• [PROVIDED DATA]
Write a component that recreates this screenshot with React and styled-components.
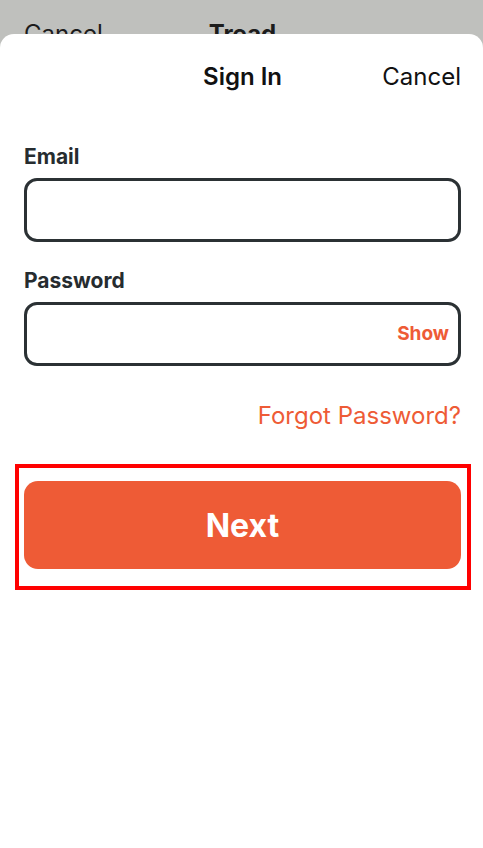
import React from "react";
import styled, { createGlobalStyle } from "styled-components";

const GlobalStyle = createGlobalStyle`
    * { box-sizing: border-box; }
    body {
        margin: 0;
        font-family: "Inter", "Liberation Sans", sans-serif;
        background: #bfc0bd;
    }
`;

const Screen = styled.div`
    width: 483px;
    height: 848px;
    overflow: hidden;
    background: #bfc0bd;
    display: flex;
    flex-direction: column;
`;

const BackBar = styled.div`
    height: 34px;
    overflow: hidden;
    padding: 19px 22px 0 24px;
    display: grid;
    grid-template-columns: 1fr auto 1fr;
    font-size: 24px;
    line-height: 29px;
    color: #1c1c1c;
`;

const BackTitle = styled.span`
    font-weight: 700;
`;

const Sheet = styled.div`
    flex: 1;
    background: #ffffff;
    border-radius: 14px 14px 0 0;
    padding: 28px 22px 0 24px;
    display: flex;
    flex-direction: column;
`;

const Header = styled.div`
    display: grid;
    grid-template-columns: 1fr auto 1fr;
    align-items: center;
    font-size: 24px;
    line-height: 29px;
    color: #111;
`;

const Title = styled.span`
    font-weight: 600;
`;

const HeaderAction = styled.span`
    justify-self: end;
    font-weight: 400;
`;

const Label = styled.label`
    display: block;
    font-size: 21px;
    line-height: 25px;
    font-weight: 700;
    color: #262c2f;
    margin-top: ${props => props.top}px;
    margin-bottom: 9px;
`;

const Field = styled.div`
    height: 64px;
    border: 3px solid #2b3134;
    border-radius: 13px;
    display: flex;
    align-items: center;
    justify-content: flex-end;
    padding: 0 9px 0 14px;
`;

const ShowToggle = styled.span`
    font-size: 19px;
    font-weight: 700;
    color: #ee5b36;
    margin-top: -2px;
`;

const ForgotLink = styled.span`
    align-self: flex-end;
    margin-top: 35px;
    font-size: 24px;
    line-height: 29px;
    color: #ee5b36;
`;

const Highlight = styled.div`
    margin: 34px -10px 0 -9px;
    border: 4px solid #ff0000;
    padding: 13px 6px 17px 5px;
`;

const NextButton = styled.button`
    width: 100%;
    height: 88px;
    border: none;
    border-radius: 14px;
    background: #ee5b36;
    color: #ffffff;
    font-family: "Inter", "Liberation Sans", sans-serif;
    font-size: 32px;
    font-weight: 700;
    padding: 0;
`;

export default function App() {
    return (
        <>
            <GlobalStyle />
            <Screen>
                <BackBar>
                    <span>Cancel</span>
                    <BackTitle>Tread</BackTitle>
                    <span />
                </BackBar>
                <Sheet>
                    <Header>
                        <span />
                        <Title>Sign In</Title>
                        <HeaderAction>Cancel</HeaderAction>
                    </Header>
                    <Label top={53}>Email</Label>
                    <Field />
                    <Label top={26}>Password</Label>
                    <Field>
                        <ShowToggle>Show</ShowToggle>
                    </Field>
                    <ForgotLink>Forgot Password?</ForgotLink>
                    <Highlight>
                        <NextButton>Next</NextButton>
                    </Highlight>
                </Sheet>
            </Screen>
        </>
    );
}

• [OBJECTIVE]
Copy the whole listing above word for word but do not carry over the pictures.

• [ANSWER TO THE PROBLEM]
Write a component that recreates this screenshot with React and styled-components.
import React from "react";
import styled, { createGlobalStyle } from "styled-components";

const GlobalStyle = createGlobalStyle`
    * { box-sizing: border-box; }
    body {
        margin: 0;
        font-family: "Inter", "Liberation Sans", sans-serif;
        background: #bfc0bd;
    }
`;

const Screen = styled.div`
    width: 483px;
    height: 848px;
    overflow: hidden;
    background: #bfc0bd;
    display: flex;
    flex-direction: column;
`;

const BackBar = styled.div`
    height: 34px;
    overflow: hidden;
    padding: 19px 22px 0 24px;
    display: grid;
    grid-template-columns: 1fr auto 1fr;
    font-size: 24px;
    line-height: 29px;
    color: #1c1c1c;
`;

const BackTitle = styled.span`
    font-weight: 700;
`;

const Sheet = styled.div`
    flex: 1;
    background: #ffffff;
    border-radius: 14px 14px 0 0;
    padding: 28px 22px 0 24px;
    display: flex;
    flex-direction: column;
`;

const Header = styled.div`
    display: grid;
    grid-template-columns: 1fr auto 1fr;
    align-items: center;
    font-size: 24px;
    line-height: 29px;
    color: #111;
`;

const Title = styled.span`
    font-weight: 600;
`;

const HeaderAction = styled.span`
    justify-self: end;
    font-weight: 400;
`;

const Label = styled.label`
    display: block;
    font-size: 21px;
    line-height: 25px;
    font-weight: 700;
    color: #262c2f;
    margin-top: ${props => props.top}px;
    margin-bottom: 9px;
`;

const Field = styled.div`
    height: 64px;
    border: 3px solid #2b3134;
    border-radius: 13px;
    display: flex;
    align-items: center;
    justify-content: flex-end;
    padding: 0 9px 0 14px;
`;

const ShowToggle = styled.span`
    font-size: 19px;
    font-weight: 700;
    color: #ee5b36;
    margin-top: -2px;
`;

const ForgotLink = styled.span`
    align-self: flex-end;
    margin-top: 35px;
    font-size: 24px;
    line-height: 29px;
    color: #ee5b36;
`;

const Highlight = styled.div`
    margin: 34px -10px 0 -9px;
    border: 4px solid #ff0000;
    padding: 13px 6px 17px 5px;
`;

const NextButton = styled.button`
    width: 100%;
    height: 88px;
    border: none;
    border-radius: 14px;
    background: #ee5b36;
    color: #ffffff;
    font-family: "Inter", "Liberation Sans", sans-serif;
    font-size: 32px;
    font-weight: 700;
    padding: 0;
`;

export default function App() {
    return (
        <>
            <GlobalStyle />
            <Screen>
                <BackBar>
                    <span>Cancel</span>
                    <BackTitle>Tread</BackTitle>
                    <span />
                </BackBar>
                <Sheet>
                    <Header>
                        <span />
                        <Title>Sign In</Title>
                        <HeaderAction>Cancel</HeaderAction>
                    </Header>
                    <Label top={53}>Email</Label>
                    <Field />
                    <Label top={26}>Password</Label>
                    <Field>
                        <ShowToggle>Show</ShowToggle>
                    </Field>
                    <ForgotLink>Forgot Password?</ForgotLink>
                    <Highlight>
                        <NextButton>Next</NextButton>
                    </Highlight>
                </Sheet>
            </Screen>
        </>
    );
}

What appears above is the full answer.